Just how tough is it to row blind?

Well, one day Nolan’s coach was curious to try out the blackout goggles with just 500m left until their boat reached the dock.

“After 10 strokes, he was like, ‘Are we there yet? Where are we?’” Nolan said, laughing.

To make it easier during races, the coxswain yells out the strokes and where the crew is at on the water so Nolan is aware of her surroundings.

Her biggest challenge, she revealed, is to always stay calm and not panic and to trust the coxswain.

Though after a 1,000m charge in the water, she feels as if she has just experienced a roller-coaster ride.

“When you’re done, it’s just a blur,” Nolan said. “It’s just so chaotic and crazy.”

A contending crew

After placing sixth in Beijing, Nolan’s crew finished fourth at the 2009 World Championships and then won the 2010 edition of the event.

Most recently, Canada took second at the 2011 World Championships in Lake Bled, Slovenia, finishing less than seven seconds behind Great Britain.

In London, the crew hopes to topple the host nation.

“Our goal, of course, like anyone, is to win gold,” Nolan said. “I think that as long as we execute the race to the best of our ability, I’ll be happy if I’ve done everything I possibly could.
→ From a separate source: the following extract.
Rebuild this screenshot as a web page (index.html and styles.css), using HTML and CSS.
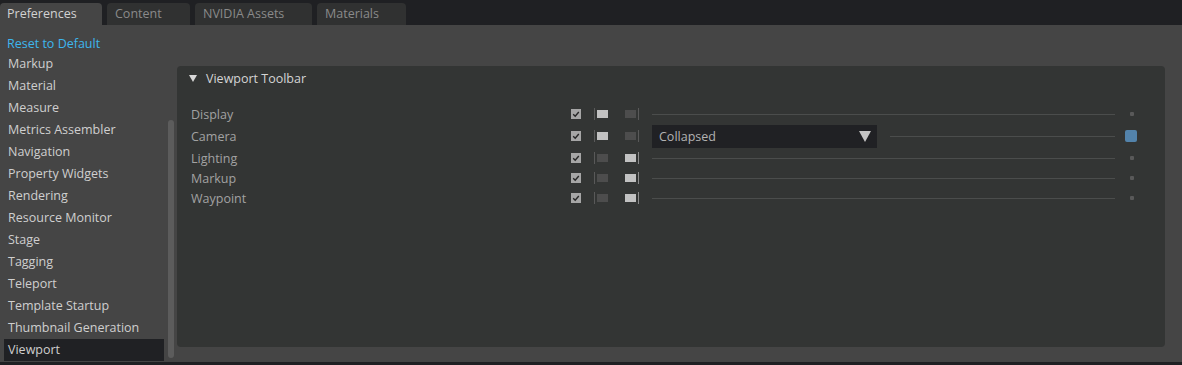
FILE: index.html
```html
<!DOCTYPE html>
<html>
<head>
<meta charset="utf-8">
<link rel="stylesheet" href="styles.css">
</head>
<body>
<div class="app">
  <div class="tabbar">
    <div class="tab active">Preferences</div>
    <div class="tab">Content</div>
    <div class="tab">NVIDIA Assets</div>
    <div class="tab">Materials</div>
  </div>
  <div class="main">
    <div class="sidebar">
      <div class="reset">Reset to Default</div>
      <div class="item">Markup</div>
      <div class="item">Material</div>
      <div class="item">Measure</div>
      <div class="item">Metrics Assembler</div>
      <div class="item">Navigation</div>
      <div class="item">Property Widgets</div>
      <div class="item">Rendering</div>
      <div class="item">Resource Monitor</div>
      <div class="item">Stage</div>
      <div class="item">Tagging</div>
      <div class="item">Teleport</div>
      <div class="item">Template Startup</div>
      <div class="item">Thumbnail Generation</div>
      <div class="item selected">Viewport</div>
    </div>
    <div class="scrolltrack"><div class="thumb"></div></div>
    <div class="panel">
      <div class="panel-header"><span class="tri"></span>Viewport Toolbar</div>
      <div class="rows">
        <div class="row">
          <div class="label">Display</div>
          <div class="check"><svg viewBox="0 0 10 10" width="10" height="10"><path d="M2.2 5.2 L4.2 7.2 L7.8 3" fill="none" stroke="#262626" stroke-width="1.4"/></svg></div>
          <div class="toggle left on"><span class="bar"></span><span class="knob"></span></div>
          <div class="toggle right"><span class="knob"></span><span class="bar"></span></div>
          <div class="value"><div class="line"></div></div>
          <div class="end"><span class="dot"></span></div>
        </div>
        <div class="row tall">
          <div class="label">Camera</div>
          <div class="check"><svg viewBox="0 0 10 10" width="10" height="10"><path d="M2.2 5.2 L4.2 7.2 L7.8 3" fill="none" stroke="#262626" stroke-width="1.4"/></svg></div>
          <div class="toggle left on"><span class="bar"></span><span class="knob"></span></div>
          <div class="toggle right"><span class="knob"></span><span class="bar"></span></div>
          <div class="value">
            <div class="combo"><span>Collapsed</span><span class="combo-arrow"></span></div>
            <div class="line"></div>
          </div>
          <div class="end"><span class="square"></span></div>
        </div>
        <div class="row">
          <div class="label">Lighting</div>
          <div class="check"><svg viewBox="0 0 10 10" width="10" height="10"><path d="M2.2 5.2 L4.2 7.2 L7.8 3" fill="none" stroke="#262626" stroke-width="1.4"/></svg></div>
          <div class="toggle left"><span class="bar"></span><span class="knob"></span></div>
          <div class="toggle right on"><span class="knob"></span><span class="bar"></span></div>
          <div class="value"><div class="line"></div></div>
          <div class="end"><span class="dot"></span></div>
        </div>
        <div class="row">
          <div class="label">Markup</div>
          <div class="check"><svg viewBox="0 0 10 10" width="10" height="10"><path d="M2.2 5.2 L4.2 7.2 L7.8 3" fill="none" stroke="#262626" stroke-width="1.4"/></svg></div>
          <div class="toggle left"><span class="bar"></span><span class="knob"></span></div>
          <div class="toggle right on"><span class="knob"></span><span class="bar"></span></div>
          <div class="value"><div class="line"></div></div>
          <div class="end"><span class="dot"></span></div>
        </div>
        <div class="row">
          <div class="label">Waypoint</div>
          <div class="check"><svg viewBox="0 0 10 10" width="10" height="10"><path d="M2.2 5.2 L4.2 7.2 L7.8 3" fill="none" stroke="#262626" stroke-width="1.4"/></svg></div>
          <div class="toggle left"><span class="bar"></span><span class="knob"></span></div>
          <div class="toggle right on"><span class="knob"></span><span class="bar"></span></div>
          <div class="value"><div class="line"></div></div>
          <div class="end"><span class="dot"></span></div>
        </div>
      </div>
    </div>
  </div>
  <div class="bottom"></div>
</div>
</body>
</html>
```
FILE: styles.css
```css
* { box-sizing: border-box; }
html, body { margin: 0; padding: 0; }
body {
  width: 1182px;
  height: 365px;
  overflow: hidden;
  background: #1f2023;
  font-family: "Open Sans", "Noto Sans", sans-serif;
  font-size: 12px;
}
.app { display: flex; flex-direction: column; height: 365px; }
.tabbar {
  height: 25px;
  background: #1f2023;
  display: flex;
  align-items: flex-end;
  gap: 5px;
}
.tab {
  height: 22px;
  line-height: 22px;
  padding: 0 8px;
  background: #303131;
  color: #8a8a8a;
  border-radius: 4px 4px 0 0;
  font-size: 12.5px;
}
.tab.active { background: #454545; color: #d2d2d2; width: 102px; padding-left: 7px; }
.tab:nth-child(2) { width: 83px; }
.tab:nth-child(3) { width: 117px; }
.tab:nth-child(4) { width: 89px; }
.main {
  flex: 1;
  background: #454545;
  display: flex;
  padding-left: 4px;
}
.sidebar {
  width: 160px;
  padding-top: 9px;
  display: flex;
  flex-direction: column;
}
.reset {
  height: 19px;
  line-height: 19px;
  padding-left: 3px;
  color: #3db6ee;
  font-size: 12.5px;
}
.item {
  height: 22px;
  line-height: 22px;
  padding-left: 4px;
  color: #cfcfcf;
  font-size: 12.5px;
}
.item.selected { background: #202124; }
.scrolltrack {
  width: 6px;
  margin-left: 4px;
  padding-top: 95px;
  padding-bottom: 4px;
  display: flex;
}
.thumb { flex: 1; background: #5c5c5c; border-radius: 3px; }
.panel {
  flex: 1;
  margin: 41px 17px 15px 3px;
  background: #333534;
  border-radius: 4px;
}
.panel-header {
  height: 24px;
  padding-top: 1px;
  display: flex;
  align-items: center;
  padding-left: 12px;
  color: #d4d4d4;
  font-size: 12.5px;
}
.tri {
  width: 0; height: 0;
  border-left: 4px solid transparent;
  border-right: 4px solid transparent;
  border-top: 7px solid #d8d8d8;
  margin-right: 9px;
}
.rows { padding-top: 14px; display: flex; flex-direction: column; }
.row { height: 20px; display: flex; align-items: center; padding-left: 14px; }
.row.tall { height: 24px; }
.label { width: 380px; color: #a2a2a2; font-size: 12.5px; }
.check { width: 10px; height: 10px; background: #a6a6a6; margin-right: 13px; display: flex; }
.toggle { height: 12px; display: flex; align-items: center; }
.toggle.left { width: 14px; margin-right: 17px; }
.toggle.right { width: 14px; margin-right: 13px; }
.bar { width: 1px; height: 12px; background: #595959; }
.knob { width: 11px; height: 8px; background: #4d4d4d; }
.toggle.left .knob { margin-left: 2px; }
.toggle.right .knob { margin-right: 2px; }
.toggle.on .knob { background: #c2c2c2; }
.toggle.right.on .bar { background: #8a8a8a; }
.value { flex: 1; display: flex; align-items: center; }
.line { flex: 1; height: 1px; background: #4b4d4c; }
.combo {
  width: 225px;
  height: 23px;
  background: #202124;
  display: flex;
  align-items: center;
  justify-content: space-between;
  padding: 0 6px 0 7px;
  color: #b2b2b2;
  font-size: 12.5px;
  margin-right: 13px;
}
.combo-arrow {
  width: 0; height: 0;
  border-left: 6px solid transparent;
  border-right: 6px solid transparent;
  border-top: 11px solid #c4c4c4;
}
.end { width: 50px; display: flex; align-items: center; padding-left: 15px; }
.dot { width: 4px; height: 4px; background: #595959; border-radius: 1px; }
.square { width: 12px; height: 12px; background: #5383ab; border-radius: 2px; margin-left: -5px; }
.bottom { height: 3px; background: #1f2023; }
```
I just don’t want to end the race thinking I could have given more or I missed a stroke or something.”

But Nolan believes six or seven different crews have a legitimate chance of winning gold in London, when the finals take place at Eton Dorney on 2 September.

“That’s the thing about a Paralympic year, is you never know,” Nolan said. “I was shocked in Beijing. Anyone we thought was a contender, there was them plus four or five more because everyone puts everything in.”

Nolan has never competed in London before and will have just one final tuneup with her crew at June’s World Cup event in Munich prior to the Paralympic Games.

She now just hopes the last four years of training translate into a quick three and a half minutes for Canada at Eton Dorney.

“I am very competitive,” Nolan said. “It all comes down to that race. That’s what keeps me motivated is I want a different feeling than I had in Beijing.”